Persoalan pertama erat kaitannya dengan tanggung jawab dan fungsi negara dalam meningkatkan kesejahteraan rakyatnya. Penyelesaian persoalan ini haruslah diselesaikan melalui kebijakan negara, tidak menyerahkan penyelesaiannya kepada pengusaha dan pekerja semata.
Sedangkan Persoalan kedua dapat diselesaikan sendiri oleh pekerja dan pengusaha. Fungsi pemerintah hanya mengawasi dan menjadi penengah apabila terjadi perselisihan yang tidak dapat diselesaikan oleh pengusaha dan pekerja.
Solusi Tuntas dan Sistematis
Islam dengan sistem ekonominya adalah solusi terbaik untuk menyelesaikan semua permasalahan di atas. Islam menerapkan larangan SDA untuk dikelola swasta apalagi dikelola Asing.
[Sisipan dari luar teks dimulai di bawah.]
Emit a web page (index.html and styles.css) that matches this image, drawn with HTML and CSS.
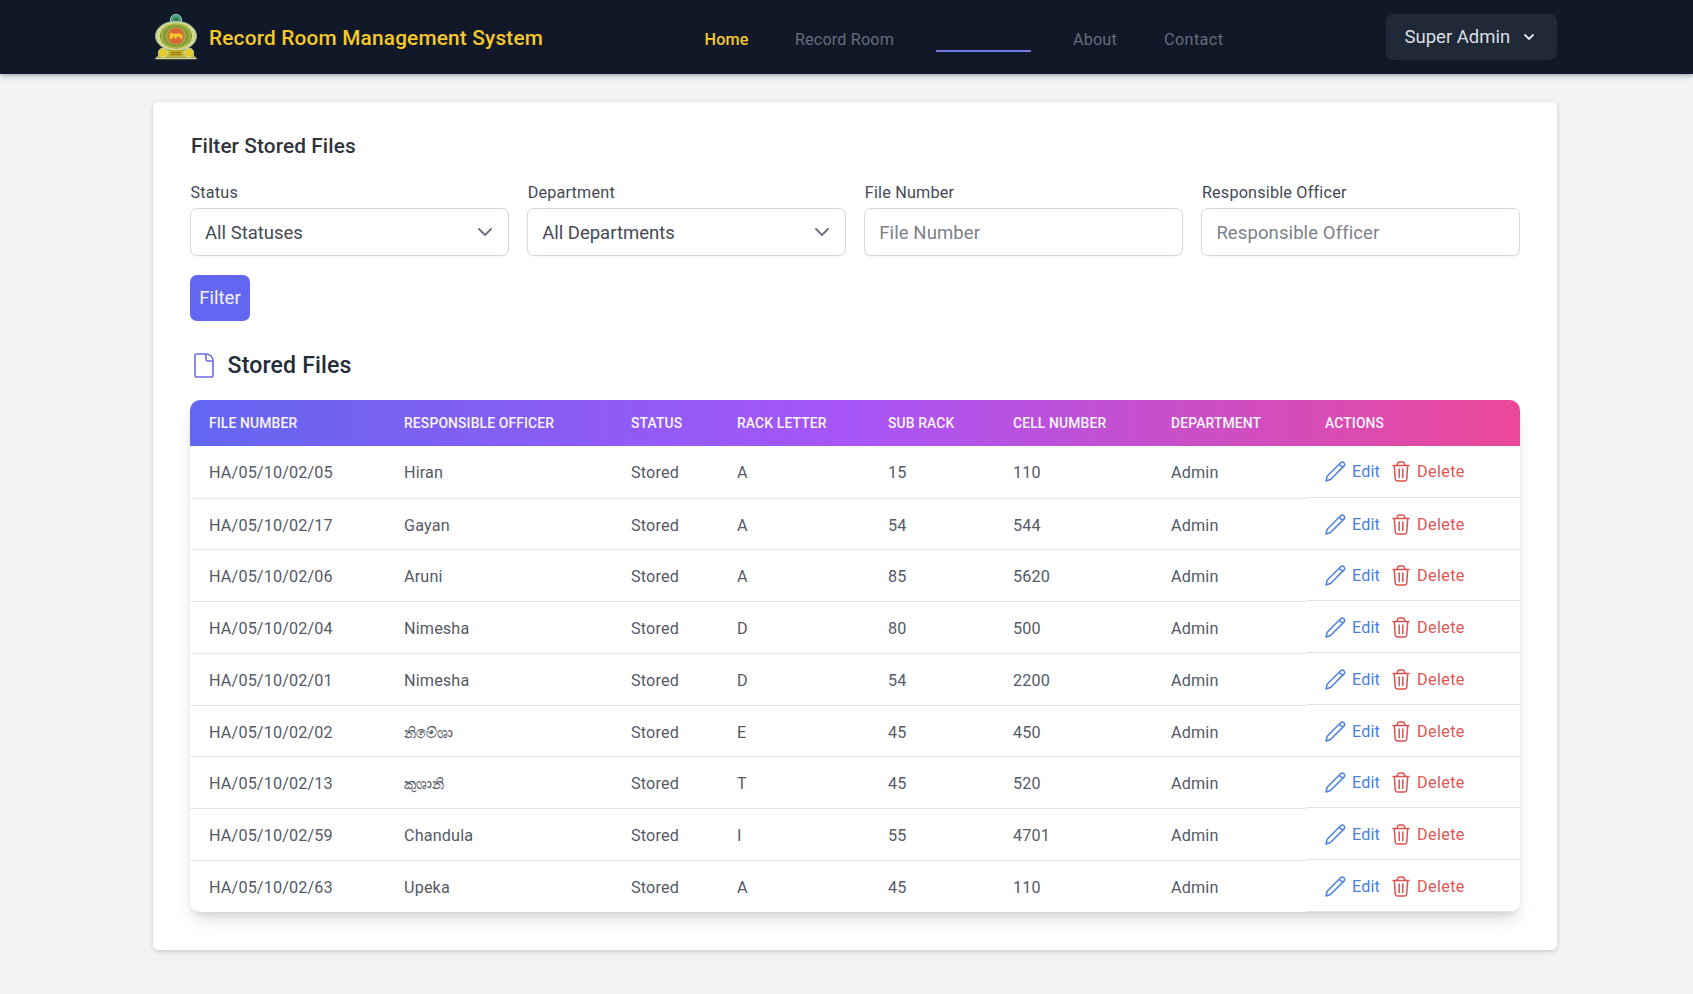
FILE: index.html
```html
<!DOCTYPE html>
<html lang="en">
<head>
<meta charset="utf-8">
<title>Record Room Management System</title>
<link rel="stylesheet" href="styles.css">
</head>
<body>
<svg class="sprite" aria-hidden="true">
  <symbol id="pencil" viewBox="0 0 21 21"><path d="M1 20l1.200-4.800L15.600 1.800a2.200 2.200 0 0 1 3.300 0 2.200 2.200 0 0 1 0 3.300L5.500 18.500zM14.300 3.200l3.200 3.200"/></symbol>
  <symbol id="trash" viewBox="0 0 18 21"><path d="M1 4.600h16M2.300 4.800l1 13.400c.1 1.100.7 1.800 1.900 1.800h7.600c1.200 0 1.800-.7 1.900-1.800l1-13.400M5 4.300l.8-2.200C6 1.400 6.500 1 7.200 1h3.600c.7 0 1.200.4 1.400 1.100l.8 2.200M7.200 8v8.500M10.800 8v8.500"/></symbol>
</svg>
<header class="topbar">
  <div class="topbar-inner">
    <a class="brand">
      <svg class="emblem" viewBox="0 0 44 46">
        <circle cx="22" cy="6" r="5.700" fill="#4f9a85" stroke="#9cc9a8"/>
        <circle cx="22" cy="6" r="2.800" fill="#2f7a52"/>
        <path d="M3 43l3-5 8-5h16l8 5 3 5z" fill="#c3bc3f"/>
        <ellipse cx="22" cy="22" rx="20.500" ry="14.800" fill="#d3d78c" stroke="#8fb9a0"/>
        <ellipse cx="22" cy="22" rx="16" ry="12.500" fill="#7f9a35"/>
        <ellipse cx="22" cy="22" rx="14" ry="11.500" fill="none" stroke="#d5c24b" stroke-width="1.500" stroke-dasharray="1.500 1"/>
        <ellipse cx="22" cy="22" rx="10.500" ry="9.500" fill="#a3a04b"/>
        <circle cx="22" cy="22" r="8" fill="#d9662c"/>
        <path d="M15.500 25v-5l2-1.500 1.500 1h7l2.500 1.200V25h-2v-2h-4v2h-1.500v-2h-2v2z" fill="#f4c531"/>
        <circle cx="9" cy="38.800" r="4.600" fill="#e3c92c" stroke="#cdd699"/>
        <circle cx="35" cy="38.800" r="4.600" fill="#e3c92c" stroke="#cdd699"/>
        <path d="M15 36h14l-1.500 6h-11z" fill="#c9a91d"/><path d="M17 38.500h10M17 40.500h10" stroke="#7d8124"/>
        <path d="M1.500 44.300h41" stroke="#d3d78c" stroke-width="2"/>
      </svg>
      <span class="brand-name">Record Room Management System</span>
    </a>
    <nav class="nav">
      <a class="nav-link nav-home">Home</a>
      <a class="nav-link nav-room">Record Room</a>
      <a class="nav-link nav-active"></a>
      <a class="nav-link nav-about">About</a>
      <a class="nav-link nav-contact">Contact</a>
    </nav>
    <button class="user">Super Admin
      <svg class="user-chevron" viewBox="0 0 10 7"><path d="M1 1l4 4 4-4"/></svg>
    </button>
  </div>
</header>
<main class="card">
  <h2 class="filter-title">Filter Stored Files</h2>
  <form class="filters">
    <label class="field"><span class="label">Status</span>
      <span class="control">All Statuses<svg class="chevron" viewBox="0 0 14 9"><path d="M1 1l6 6 6-6"/></svg></span></label>
    <label class="field"><span class="label">Department</span>
      <span class="control">All Departments<svg class="chevron" viewBox="0 0 14 9"><path d="M1 1l6 6 6-6"/></svg></span></label>
    <label class="field"><span class="label">File Number</span>
      <input class="control" placeholder="File Number"></label>
    <label class="field"><span class="label">Responsible Officer</span>
      <input class="control" placeholder="Responsible Officer"></label>
  </form>
  <button class="filter-btn">Filter</button>
  <h3 class="list-title">
    <svg class="file-icon" viewBox="0 0 20 25"><path d="M2.500 1H12c4 0 7 3 7 7v14.500a1.500 1.500 0 0 1-1.500 1.500h-15A1.500 1.500 0 0 1 1 22.500v-20A1.500 1.500 0 0 1 2.500 1zM12 1v5.500A1.500 1.500 0 0 0 13.500 8H19"/></svg>
    Stored Files
  </h3>
  <table class="files">
    <thead><tr class="head-row"><th>File Number</th><th>Responsible Officer</th><th>Status</th><th>Rack Letter</th><th>Sub Rack</th><th>Cell Number</th><th>Department</th><th>Actions</th></tr></thead>
    <tbody id="rows"></tbody>
  </table>
</main>
<script src="app.js"></script>
</body>
</html>
```
FILE: app.js
```js
const files = [
  ["HA/05/10/02/05", "Hiran", "A", "15", "110"],
  ["HA/05/10/02/17", "Gayan", "A", "54", "544"],
  ["HA/05/10/02/06", "Aruni", "A", "85", "5620"],
  ["HA/05/10/02/04", "Nimesha", "D", "80", "500"],
  ["HA/05/10/02/01", "Nimesha", "D", "54", "2200"],
  ["HA/05/10/02/02", "නිමේශා", "E", "45", "450"],
  ["HA/05/10/02/13", "කුශානි", "T", "45", "520"],
  ["HA/05/10/02/59", "Chandula", "I", "55", "4701"],
  ["HA/05/10/02/63", "Upeka", "A", "45", "110"],
];

document.getElementById("rows").innerHTML = files.map(([number, officer, rack, sub, cell]) => `
  <tr class="row">
    <td>${number}</td>
    <td><span class="${/[\u0d80-\u0dff]/.test(officer) ? "sinhala" : "latin"}">${officer}</span></td>
    <td>Stored</td><td>${rack}</td><td>${sub}</td><td>${cell}</td><td>Admin</td>
    <td class="actions">
      <a class="action edit"><svg class="pencil"><use href="#pencil"/></svg>Edit</a>
      <a class="action delete"><svg class="trash"><use href="#trash"/></svg>Delete</a>
    </td>
  </tr>`).join("");
```
FILE: styles.css
```css
* { box-sizing: border-box; }
body { margin: 0; min-height: 994px; background: #f2f3f5; font-family: Roboto, "Noto Sans", sans-serif; color: #374151; }
.sprite { display: none; }
svg { fill: none; flex: none; }

.topbar { height: 74px; background: #111827; box-shadow: 0 1px 4px rgba(17, 24, 39, .3), 0 3px 7px rgba(17, 24, 39, .1); }
.topbar-inner { display: flex; align-items: center; width: 1404px; height: 74px; margin-left: 153px; }
.brand { display: flex; align-items: center; width: 551.5px; padding-left: 1px; }
.emblem { width: 44px; height: 46px; }
.brand-name { margin-left: 11px; padding-top: 1px; font-size: 20.8px; font-weight: 500; letter-spacing: .19px; color: #f5c92e; white-space: nowrap; }
.nav { display: flex; align-items: center; padding-top: 3px; }
.nav-link { height: 27px; line-height: 29px; font-size: 16.2px; letter-spacing: .15px; color: #666d7b; white-space: nowrap; }
.nav-home { width: 90.5px; color: #f5c92e; font-weight: 500; }
.nav-room { width: 140.5px; }
.nav-active { width: 95.5px; height: 27px; margin-right: 42px; border-bottom: 2px solid #747be0; }
.nav-about { width: 91px; }
.nav-contact { letter-spacing: .4px; }
.user { display: flex; align-items: center; width: 171.5px; height: 46px; margin-left: auto; padding: 0 0 0 19px; border: 0; border-radius: 7px; background: #1f2937; color: #dcdfe4; font: 400 18.5px Roboto, sans-serif; }
.user-chevron { width: 10px; height: 7px; margin-left: 14px; stroke: #e5e7eb; stroke-width: 1.8; stroke-linecap: round; }

.card { width: 1404px; height: 848px; margin: 27.5px 0 0 153px; padding: 28.5px 37px 0; border-radius: 5px; background: #fff; box-shadow: 0 1px 4px rgba(0, 0, 0, .13), 0 3px 6px rgba(0, 0, 0, .05); }
.filter-title { height: 32px; margin: 0; padding-left: 1px; line-height: 32px; font-size: 20.8px; font-weight: 500; color: #30333a; letter-spacing: .1px; }
.filters { display: grid; grid-template-columns: repeat(4, 1fr); gap: 18.5px; margin-top: 18px; }
.field { display: block; }
.label { display: block; height: 28px; padding-left: .5px; line-height: 25px; font-size: 16.2px; letter-spacing: .2px; color: #434956; }
.control { display: flex; align-items: center; justify-content: space-between; width: 100%; height: 48px; padding: 1px 16px 0 14px; border: 1px solid #d5d8dd; border-radius: 7px; background: #fff; box-shadow: 0 1px 2px rgba(0, 0, 0, .05); color: #444a55; font: 400 18.5px Roboto, sans-serif; }
.control::placeholder { color: #7b818a; opacity: 1; letter-spacing: .1px; }
.chevron { width: 14px; height: 9px; stroke: #6b7280; stroke-width: 1.9; stroke-linecap: round; stroke-linejoin: round; }
.filter-btn { display: block; width: 60px; height: 46px; margin-top: 18.5px; padding: 1px 0 0; border: 0; border-radius: 7px; background: #6366f1; color: #f5f5ff; font: 400 18.5px Roboto, sans-serif; }
.list-title { display: flex; align-items: center; height: 36px; margin: 27px 0 0; padding-left: 4px; font-size: 23.1px; font-weight: 500; color: #252c3b; letter-spacing: .15px; }
.file-icon { width: 20px; height: 25px; margin-right: 13.5px; stroke: #6b6de0; stroke-width: 1.6; stroke-linejoin: round; }

.files { display: block; width: 1330px; margin-top: 16px; border-radius: 10px; overflow: hidden; background: #fff; box-shadow: 0 11px 17px -3px rgba(0, 0, 0, .12), 0 4px 7px -3px rgba(0, 0, 0, .12); }
.files thead, .files tbody { display: block; }
.head-row, .row { display: grid; grid-template-columns: 195px 227px 106px 151px 125px 158px 154px 214px; }
.head-row { height: 46px; background: linear-gradient(90deg, #6366f1, #a855f7 50%, #ec4899); }
.head-row th { padding: 0 0 0 19px; line-height: 46px; text-align: left; text-transform: uppercase; white-space: nowrap; font-size: 13.9px; font-weight: 500; letter-spacing: .13px; color: #f8f5ff; }
.row { height: 51.8px; }
.row td { height: 51.8px; padding: 1px 0 0 19px; line-height: 51px; border-bottom: 1.5px solid #e2e4e8; font-size: 16.2px; letter-spacing: .15px; color: #555a67; white-space: nowrap; }
.row:first-child { height: 53px; }
.row:first-child td { height: 53px; }
.row:last-child { height: 51px; }
.row:last-child td { height: 51px; border-bottom: 0; }
.row .actions, .row:first-child .actions { display: flex; align-items: center; height: 51px; padding-top: 1px; line-height: 51px; }
.row:first-child .actions { height: 52px; }
.row:last-child .actions { height: 50.5px; border-bottom: 1px solid #e2e4e8; }
.action { display: flex; align-items: center; }
.edit { color: #4a80dc; margin-right: 12px; }
.delete { color: #e05555; letter-spacing: .35px; }
.pencil { width: 21px; height: 21px; margin-right: 6px; stroke: #4d82df; stroke-width: 1.5; stroke-linejoin: round; }
.trash { width: 18px; height: 21px; margin-right: 7px; stroke: #df5050; stroke-width: 1.5; stroke-linecap: round; stroke-linejoin: round; }
.sinhala { font-size: 15.2px; -webkit-text-stroke: .25px currentColor; }
```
Akan tetapi, negara harus mengelola sendiri SDA yang ada dalam negeri, sehingga dapat membuka banyak lapangan kerja bagi rakyat dan menekan terjadinya PHK.
Pemberlakuan akad yang jelas antara pekerja dan pengusaha juga akan diterapkan dalam sistem Islam. Tidak boleh ada yang terzalimi di salah satu pihak. Bahkan seseorang akan ditunjuk untuk bertugas menentukan besaran gaji sesuai pekerjaannya.
Dalam kitab Nidham Al Iqtishadi karya Syekh Taqiyudin an-Nabhani, dijelaskan bahwa pemberian upah pekerja tidak boleh diserahkan kepada penguasa, pengusaha, pekerja atau keumuman masyarakat, melainkan ditentukan oleh ahlinya, yaitu orang yang memiliki keahlian dalam menentukan upah.
Dalam Islam juga kekayaan dibagi menjadi tiga bagian yaitu, kekayaan negara, kekayaan pribadi, dan kekayaan umum. Rakyat akan diberikan kebebasan untuk mengelola hartanya namun dengan cara yang halal. Sedangkan kekayaan negara diambil dari jizyah, fa'i, kharaj, ghanimah, harta yang terbengkalai, dan lain sebagainya yang akan digunakan untuk memenuhi kebutuhan negara. Selanjutnya, kekayaan umum bersumber dari pengelolaan sumber daya alam (SDA) dan digunakan untuk memenuhi semua kebutuhan masyarakat (pendidikan, kesehatan, sarana umum dan lainnya). Tentu saja sumber daya alam (SDA) ini dikelola oleh negara.
Apabila hal diatas dapat terlaksana dengan sempurna, maka masyarakat akan aman dari masalah PHK. Bahkan bisa jadi, masyarakat yang awalnya menerima zakat, lama kelamaan tidak akan menerimanya lagi karena sudah merasa cukup. Sebagaimana yang terjadi di masa Khalifah Umar bin Abdul Aziz. Dimana pada masa pemerintahan beliau tidak ada seorang pun yang layak mendapatkan zakat sebab semua kebutuhan mereka telah terpenuhi dan tidak kekurangan. Dan nilah salah satu bukti kesuksesan penerapan sistem Islam. Wallahu a'alam bissawab.